That horrible regexp idiom
Johann C. Rocholl
johann at rocholl.net
Thu Feb 10 14:37:52 EST 2005
Hi,
> import re
> foo_pattern = re.compile('foo')
>
> '>>> m = foo_pattern.search(subject)
> '>>> if m:
> '>>> pass
> '>>> else:
> '>>> pass
I agree that is horrible.
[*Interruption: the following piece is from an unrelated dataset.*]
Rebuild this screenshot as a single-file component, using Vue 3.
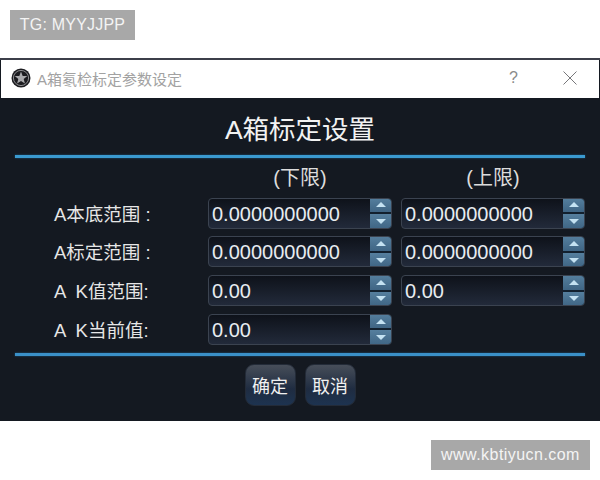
<script setup>
const rows = [
  { label: 'A本底范围 :', values: ['0.0000000000', '0.0000000000'] },
  { label: 'A标定范围 :', values: ['0.0000000000', '0.0000000000'] },
  { label: 'A  K值范围:', values: ['0.00', '0.00'] },
  { label: 'A  K当前值:', values: ['0.00'] },
]
</script>

<template>
  <div class="page">
    <div class="tag tag-left">TG: MYYJJPP</div>
    <div class="window">
      <div class="titlebar">
        <svg class="logo" viewBox="0 0 20 20" aria-hidden="true">
          <circle cx="10" cy="10" r="9.5" fill="#1c1c20" />
          <circle cx="10" cy="10" r="7.6" fill="none" stroke="#8d8d90" stroke-width="1" />
          <polygon points="10,3.6 11.7,8 16.2,8.1 12.7,11 13.9,15.5 10,13 6.1,15.5 7.3,11 3.8,8.1 8.3,8" fill="#a9a9ac" />
        </svg>
        <span class="wintitle">A箱氡检标定参数设定</span>
        <span class="help">?</span>
        <svg class="close" viewBox="0 0 14 14" aria-hidden="true">
          <path d="M0.5 0.5 L13.5 13.5 M13.5 0.5 L0.5 13.5" stroke="#77777a" stroke-width="1" fill="none" />
        </svg>
      </div>
      <div class="body">
        <h1 class="heading">A箱标定设置</h1>
        <div class="rule"></div>
        <div class="grid">
          <span></span>
          <span class="col-head">(下限)</span>
          <span class="col-head">(上限)</span>
          <template v-for="row in rows" :key="row.label">
            <span class="label">{{ row.label }}</span>
            <div v-for="(v, i) in row.values" :key="i" class="spin">
              <span class="value">{{ v }}</span>
              <div class="arrows">
                <div class="arrow"><i class="up"></i></div>
                <div class="arrow"><i class="down"></i></div>
              </div>
            </div>
          </template>
        </div>
        <div class="rule rule-low"></div>
        <div class="actions">
          <button class="btn">确定</button>
          <button class="btn">取消</button>
        </div>
      </div>
    </div>
    <div class="tag tag-right">www.kbtiyucn.com</div>
  </div>
</template>

<style scoped>
.page {
  width: 600px;
  height: 480px;
  background: #fff;
  display: flex;
  flex-direction: column;
  overflow: hidden;
  font-family: "Liberation Sans", "Noto Sans CJK SC", sans-serif;
}
.tag {
  background: #a8a8a8;
  color: #f4f4f4;
  height: 30px;
  line-height: 30px;
  font-size: 16px;
  text-align: center;
}
.tag-left {
  width: 125px;
  margin: 10px 0 18px 10px;
  letter-spacing: 0.2px;
}
.tag-right {
  width: 159px;
  margin: 19px 0 0 431px;
  letter-spacing: 0.45px;
}
.window {
  width: 600px;
  height: 363px;
  box-sizing: border-box;
  border-top: 2px solid #3c3f4a;
  background: #141921;
  display: flex;
  flex-direction: column;
  flex: none;
}
.titlebar {
  box-sizing: border-box;
  height: 38px;
  padding-bottom: 2px;
  margin-left: 1px;
  margin-right: 1px;
  background: #fff;
  display: flex;
  align-items: center;
  flex: none;
}
.logo {
  width: 20px;
  height: 20px;
  margin-left: 10px;
  flex: none;
}
.wintitle {
  margin-left: 6px;
  font-size: 15px;
  color: #a2a2a2;
  flex: 1;
}
.help {
  font-size: 16px;
  color: #8a8a8a;
  margin-right: 45px;
}
.close {
  width: 14px;
  height: 14px;
  margin-right: 22px;
  flex: none;
}
.body {
  flex: 1;
  padding: 0 15px;
  background: #141921;
  display: flex;
  flex-direction: column;
}
.heading {
  margin: 0;
  height: 57px;
  line-height: 65px;
  font-size: 26.5px;
  font-weight: 400;
  color: #f2f2f2;
  text-align: center;
}
.rule {
  height: 3px;
  background: #3a9ad0;
  box-shadow: 0 0 2px #1f5f88;
  flex: none;
}
.grid {
  margin-top: 8px;
  display: grid;
  grid-template-columns: repeat(3, 184px);
  grid-template-rows: 24px;
  grid-auto-rows: 31px;
  column-gap: 9px;
  row-gap: 7.7px;
}
.col-head {
  font-size: 20px;
  line-height: 24px;
  color: #dcdcdc;
  text-align: center;
}
.label {
  grid-column: 1;
  padding-left: 39px;
  font-size: 18.5px;
  line-height: 33px;
  color: #e6e6e6;
  white-space: pre;
}
.spin {
  display: flex;
  box-sizing: border-box;
  border: 1px solid #3b4350;
  border-radius: 4px;
  background: linear-gradient(#0e121a, #222a3a);
  overflow: hidden;
}
.value {
  flex: 1;
  padding-left: 3px;
  font-size: 20px;
  line-height: 31px;
  color: #e8ecf0;
}
.arrows {
  width: 22px;
  margin: -1px -1px -1px 0;
  display: flex;
  flex-direction: column;
  gap: 2px;
  background: #12202e;
}
.arrow {
  flex: 1;
  display: flex;
  align-items: center;
  justify-content: center;
  background: linear-gradient(#557f9e, #3f6584);
}
.up,
.down {
  width: 0;
  height: 0;
  border-left: 5px solid transparent;
  border-right: 5px solid transparent;
}
.up {
  border-bottom: 5px solid #c4e2f2;
}
.down {
  border-top: 5px solid #c4e2f2;
}
.rule-low {
  margin-top: 8px;
  background: #3a90c8;
}
.actions {
  margin-top: 8px;
  display: flex;
  justify-content: center;
  gap: 9px;
}
.btn {
  width: 51px;
  height: 42px;
  padding: 0;
  border: 1px solid #232b38;
  border-radius: 9px;
  background: linear-gradient(#474e59, #1f2c41 60%, #1d3350);
  color: #f0f0f0;
  font-size: 18px;
  font-family: "Noto Sans CJK SC", sans-serif;
}
</style>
This is one of my favorite problems with
python syntax.
> but it occured to me today, that it is possible to do it in python
> without the extra line.
> '
> '>>> def xsearch(pattern, subject):
> '>>> yield pattern.search(subject)
>
> '>>> for m in xsearch(foo_pattern, subject):
> '>>> pass
> '>>> else:
> '>>> pass
I think I wouldd rather have it this way, based on a suggestion by
Diez B. Roggisch recently:
import re
class matcher:
def __init__(self, regex):
self.regex = re.compile(regex)
def match(self, s):
self.m = self.regex.match(s)
return not self.m is None
def search(self, s):
self.m = self.regex.search(s)
return not self.m is None
def group(self, n = None):
if n is None:
return self.m.group()
return self.m.group(n)
m = matcher('(foo)(.*)')
if m.match('foobar'):
print m.group()
if m.search('barfoobaz'):
print m.group(2)
I think one solution that does not need a wrapper class would be to
add the group() method to the match objects from module 're'. IIRC,
the obsolete package 'regex' provided this, once upon a time.